The Looming Threat of Fraud
Fraudsters and scammers are always on the prowl, and it’s no different when it comes to the B2B sphere. After all, B2B payments are transactions between companies that occur at significant financial levels, which makes them an obvious target for fraud.
Various frauds, such as invoice tampering, corporate email compromise, and identity theft, are made possible by the complexity of business-to-business relationships and the use of invoices, wire transfers, or digital payments.
In short, as long as your business is receiving or spending funds, the threat of fraudsters is very much possible, as they are always looking for ways to insert themselves into the transaction.
Many businesses experience fraud, more or less often, and to varying extents. In certain cases, it can even lead to financial losses. Moreover, the most common attack tactic for fraudsters is vendor impersonation.
Furthermore, billing schemes have been found to be the most common mechanism for fraudulent asset misappropriation. The other two common methods, also related to B2B transactions, were found to be fraudulent expense reimbursements and payment tampering.
Taking all of this into consideration, it’s necessary to adopt proper security protocols in order to reduce the risks of fraud for B2B payments, establish safe payment platforms and maintain secure communication channels.
The Rise of Virtual Cards
Due to a need for higher security and up-to-standard fraud prevention, the use of virtual cards is on the rise. These temporary virtual card numbers provide the same features as an actual credit card. However, they feature limitations that prevent you from using the virtual account to make any additional payments beyond the original and designated payment amount.

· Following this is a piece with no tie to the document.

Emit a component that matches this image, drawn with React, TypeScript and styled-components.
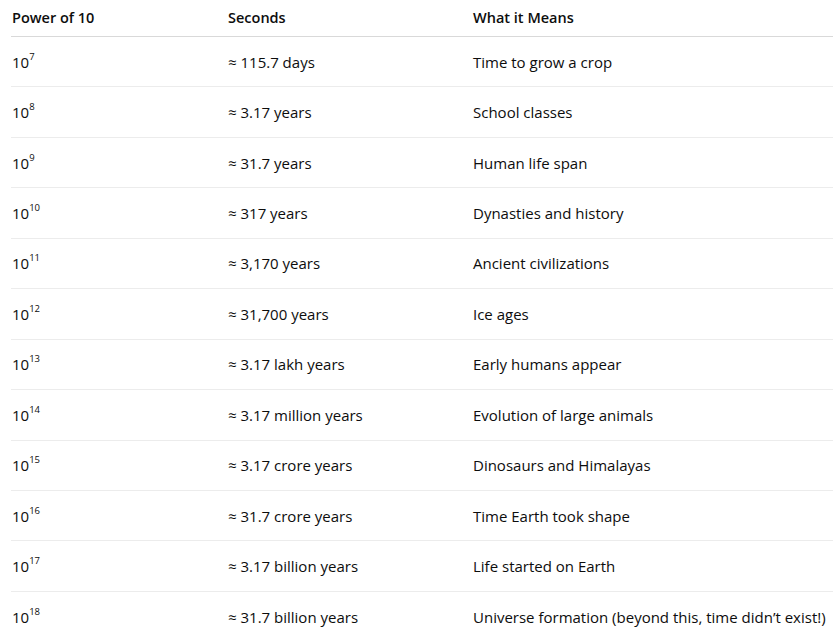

Moreover, account data is far less likely to be lost in the aftermath of a data breach as long as this one-time payment information is shared.
Due to this, it is anticipated that virtual cards will persevere over other emerging payment mechanisms, like traditional contactless cards and quick response (QR) codes, to name a few. Along with this, there will also be an increase in the volume of transactions with virtual cards using mobile payment methods.